Write out again the entries from the first line to the line that includes "import React from", keeping both of those lines.

[BEGIN Material provided]

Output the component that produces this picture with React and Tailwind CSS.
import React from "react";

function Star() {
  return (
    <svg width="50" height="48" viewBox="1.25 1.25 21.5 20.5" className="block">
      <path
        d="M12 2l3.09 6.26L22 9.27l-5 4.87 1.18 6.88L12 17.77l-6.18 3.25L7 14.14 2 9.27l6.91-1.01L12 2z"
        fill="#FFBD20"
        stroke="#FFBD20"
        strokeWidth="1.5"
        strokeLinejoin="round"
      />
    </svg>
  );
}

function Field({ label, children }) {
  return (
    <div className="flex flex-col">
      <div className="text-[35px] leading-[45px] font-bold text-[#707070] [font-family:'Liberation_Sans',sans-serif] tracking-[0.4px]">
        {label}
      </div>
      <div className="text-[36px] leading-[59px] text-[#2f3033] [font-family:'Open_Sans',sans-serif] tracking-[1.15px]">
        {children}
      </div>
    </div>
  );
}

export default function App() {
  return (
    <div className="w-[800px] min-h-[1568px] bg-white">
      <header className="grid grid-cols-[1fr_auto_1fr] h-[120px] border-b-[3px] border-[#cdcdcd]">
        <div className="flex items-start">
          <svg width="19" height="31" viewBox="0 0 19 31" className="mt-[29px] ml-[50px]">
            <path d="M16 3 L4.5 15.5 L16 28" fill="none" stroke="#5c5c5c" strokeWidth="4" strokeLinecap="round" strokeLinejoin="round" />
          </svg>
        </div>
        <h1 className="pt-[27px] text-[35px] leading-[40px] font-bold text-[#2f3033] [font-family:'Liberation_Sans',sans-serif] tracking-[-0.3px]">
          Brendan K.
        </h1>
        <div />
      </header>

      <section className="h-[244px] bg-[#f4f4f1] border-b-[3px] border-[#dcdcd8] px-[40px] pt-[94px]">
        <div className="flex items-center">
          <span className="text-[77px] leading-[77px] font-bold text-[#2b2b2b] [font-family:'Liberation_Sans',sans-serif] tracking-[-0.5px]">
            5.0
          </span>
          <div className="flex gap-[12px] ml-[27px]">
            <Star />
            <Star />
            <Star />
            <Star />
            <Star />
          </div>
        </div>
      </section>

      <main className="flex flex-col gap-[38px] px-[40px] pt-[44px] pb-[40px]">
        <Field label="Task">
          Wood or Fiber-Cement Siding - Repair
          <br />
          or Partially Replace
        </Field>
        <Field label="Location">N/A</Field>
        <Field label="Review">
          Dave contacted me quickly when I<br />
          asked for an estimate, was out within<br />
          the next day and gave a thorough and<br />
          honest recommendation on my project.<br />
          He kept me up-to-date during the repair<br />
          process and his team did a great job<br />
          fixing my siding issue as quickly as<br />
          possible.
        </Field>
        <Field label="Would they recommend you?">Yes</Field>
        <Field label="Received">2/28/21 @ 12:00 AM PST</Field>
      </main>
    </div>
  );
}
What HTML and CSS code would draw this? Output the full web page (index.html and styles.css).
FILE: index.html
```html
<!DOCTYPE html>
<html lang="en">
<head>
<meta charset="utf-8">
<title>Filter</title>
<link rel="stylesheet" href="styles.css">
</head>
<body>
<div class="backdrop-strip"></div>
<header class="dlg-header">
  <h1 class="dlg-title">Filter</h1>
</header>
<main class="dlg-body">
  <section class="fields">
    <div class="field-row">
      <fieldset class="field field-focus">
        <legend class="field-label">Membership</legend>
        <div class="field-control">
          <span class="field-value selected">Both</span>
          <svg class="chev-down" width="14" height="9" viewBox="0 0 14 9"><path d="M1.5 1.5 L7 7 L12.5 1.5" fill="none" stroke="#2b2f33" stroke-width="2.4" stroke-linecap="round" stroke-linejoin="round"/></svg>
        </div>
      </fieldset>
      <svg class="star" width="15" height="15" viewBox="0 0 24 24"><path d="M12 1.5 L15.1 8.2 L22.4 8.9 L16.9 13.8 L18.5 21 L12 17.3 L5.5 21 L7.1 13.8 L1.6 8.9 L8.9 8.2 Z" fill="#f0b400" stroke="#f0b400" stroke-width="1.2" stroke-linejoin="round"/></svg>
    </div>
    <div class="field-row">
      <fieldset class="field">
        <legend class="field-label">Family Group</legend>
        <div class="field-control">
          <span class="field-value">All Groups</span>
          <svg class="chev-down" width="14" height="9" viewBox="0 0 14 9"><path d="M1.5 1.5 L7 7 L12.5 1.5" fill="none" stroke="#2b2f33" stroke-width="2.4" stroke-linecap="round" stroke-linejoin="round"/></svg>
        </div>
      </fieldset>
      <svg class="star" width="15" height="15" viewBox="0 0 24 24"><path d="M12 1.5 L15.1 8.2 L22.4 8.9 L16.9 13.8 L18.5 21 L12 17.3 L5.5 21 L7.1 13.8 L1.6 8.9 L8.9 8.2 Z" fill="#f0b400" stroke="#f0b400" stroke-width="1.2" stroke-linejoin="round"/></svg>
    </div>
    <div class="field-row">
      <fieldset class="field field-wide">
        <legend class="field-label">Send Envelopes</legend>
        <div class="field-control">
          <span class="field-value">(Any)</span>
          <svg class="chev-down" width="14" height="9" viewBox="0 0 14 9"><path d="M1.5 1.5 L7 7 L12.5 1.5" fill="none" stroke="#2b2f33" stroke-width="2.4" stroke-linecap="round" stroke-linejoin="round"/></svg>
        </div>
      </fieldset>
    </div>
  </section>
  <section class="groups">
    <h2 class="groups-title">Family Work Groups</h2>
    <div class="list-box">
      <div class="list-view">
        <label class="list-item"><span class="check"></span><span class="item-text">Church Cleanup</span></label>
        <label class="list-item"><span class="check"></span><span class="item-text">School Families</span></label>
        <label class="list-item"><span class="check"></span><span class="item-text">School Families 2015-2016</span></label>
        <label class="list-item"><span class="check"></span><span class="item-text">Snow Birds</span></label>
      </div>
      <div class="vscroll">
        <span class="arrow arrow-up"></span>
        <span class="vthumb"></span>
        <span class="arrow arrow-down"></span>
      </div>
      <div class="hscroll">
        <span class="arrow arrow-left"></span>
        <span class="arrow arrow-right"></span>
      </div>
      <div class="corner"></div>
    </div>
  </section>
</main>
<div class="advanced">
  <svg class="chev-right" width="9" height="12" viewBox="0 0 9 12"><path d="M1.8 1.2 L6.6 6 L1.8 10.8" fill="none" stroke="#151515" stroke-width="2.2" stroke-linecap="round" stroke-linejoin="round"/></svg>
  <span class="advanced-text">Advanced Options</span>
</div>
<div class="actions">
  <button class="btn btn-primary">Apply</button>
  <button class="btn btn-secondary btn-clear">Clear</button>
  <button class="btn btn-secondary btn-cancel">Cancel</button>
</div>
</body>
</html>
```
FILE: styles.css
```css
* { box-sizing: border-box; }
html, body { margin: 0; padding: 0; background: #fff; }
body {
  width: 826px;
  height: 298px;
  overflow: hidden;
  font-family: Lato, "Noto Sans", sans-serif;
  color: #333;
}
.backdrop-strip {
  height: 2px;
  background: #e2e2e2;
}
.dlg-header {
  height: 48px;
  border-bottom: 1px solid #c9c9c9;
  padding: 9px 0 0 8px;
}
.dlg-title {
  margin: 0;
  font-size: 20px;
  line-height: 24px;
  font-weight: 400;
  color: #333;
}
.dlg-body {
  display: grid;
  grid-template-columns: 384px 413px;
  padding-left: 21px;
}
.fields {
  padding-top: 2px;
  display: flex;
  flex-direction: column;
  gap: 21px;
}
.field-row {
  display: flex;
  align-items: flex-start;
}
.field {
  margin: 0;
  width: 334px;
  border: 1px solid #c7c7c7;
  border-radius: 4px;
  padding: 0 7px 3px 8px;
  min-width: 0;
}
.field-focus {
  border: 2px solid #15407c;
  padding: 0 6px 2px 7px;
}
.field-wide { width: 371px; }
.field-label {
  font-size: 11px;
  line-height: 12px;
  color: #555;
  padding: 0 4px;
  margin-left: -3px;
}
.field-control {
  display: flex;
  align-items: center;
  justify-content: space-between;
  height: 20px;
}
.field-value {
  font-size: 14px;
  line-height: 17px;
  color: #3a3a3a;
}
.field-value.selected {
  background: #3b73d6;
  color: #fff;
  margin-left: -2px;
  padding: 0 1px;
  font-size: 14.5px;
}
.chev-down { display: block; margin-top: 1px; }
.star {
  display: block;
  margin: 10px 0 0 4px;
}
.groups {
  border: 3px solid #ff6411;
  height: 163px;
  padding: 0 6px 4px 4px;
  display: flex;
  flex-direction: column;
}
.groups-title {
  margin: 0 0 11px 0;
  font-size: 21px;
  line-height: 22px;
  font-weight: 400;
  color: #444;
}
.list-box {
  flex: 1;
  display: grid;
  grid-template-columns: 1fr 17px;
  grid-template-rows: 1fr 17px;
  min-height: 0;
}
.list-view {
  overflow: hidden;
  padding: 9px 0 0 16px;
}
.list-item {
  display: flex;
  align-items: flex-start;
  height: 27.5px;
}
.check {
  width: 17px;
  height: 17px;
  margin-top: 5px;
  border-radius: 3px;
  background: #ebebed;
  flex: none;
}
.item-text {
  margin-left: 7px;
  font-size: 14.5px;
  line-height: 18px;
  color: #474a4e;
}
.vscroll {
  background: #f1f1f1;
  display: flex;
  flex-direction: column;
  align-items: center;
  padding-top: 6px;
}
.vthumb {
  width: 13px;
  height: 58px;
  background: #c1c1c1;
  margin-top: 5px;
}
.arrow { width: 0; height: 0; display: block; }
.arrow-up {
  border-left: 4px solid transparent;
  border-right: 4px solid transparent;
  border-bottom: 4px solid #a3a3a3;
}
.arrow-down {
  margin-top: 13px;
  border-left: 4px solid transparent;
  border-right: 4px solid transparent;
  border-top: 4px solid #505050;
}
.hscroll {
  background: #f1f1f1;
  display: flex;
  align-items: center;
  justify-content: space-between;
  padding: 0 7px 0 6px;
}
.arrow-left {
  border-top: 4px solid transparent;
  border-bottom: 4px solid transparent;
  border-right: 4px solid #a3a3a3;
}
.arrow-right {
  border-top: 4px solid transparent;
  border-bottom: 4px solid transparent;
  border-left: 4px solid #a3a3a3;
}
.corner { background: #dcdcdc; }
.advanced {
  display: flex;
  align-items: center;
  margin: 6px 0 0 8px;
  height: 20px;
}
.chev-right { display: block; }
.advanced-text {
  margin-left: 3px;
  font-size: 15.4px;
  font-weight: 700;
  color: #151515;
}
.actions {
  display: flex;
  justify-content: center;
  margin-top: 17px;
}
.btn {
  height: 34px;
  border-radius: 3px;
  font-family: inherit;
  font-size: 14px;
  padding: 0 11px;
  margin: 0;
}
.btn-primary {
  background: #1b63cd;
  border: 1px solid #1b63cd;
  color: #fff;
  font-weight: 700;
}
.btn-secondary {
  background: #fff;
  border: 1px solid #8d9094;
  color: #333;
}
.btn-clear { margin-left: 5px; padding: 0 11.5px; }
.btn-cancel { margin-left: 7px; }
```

[END Material provided]

- **Response to the task**:
Output the component that produces this picture with React and Tailwind CSS.
import React from "react";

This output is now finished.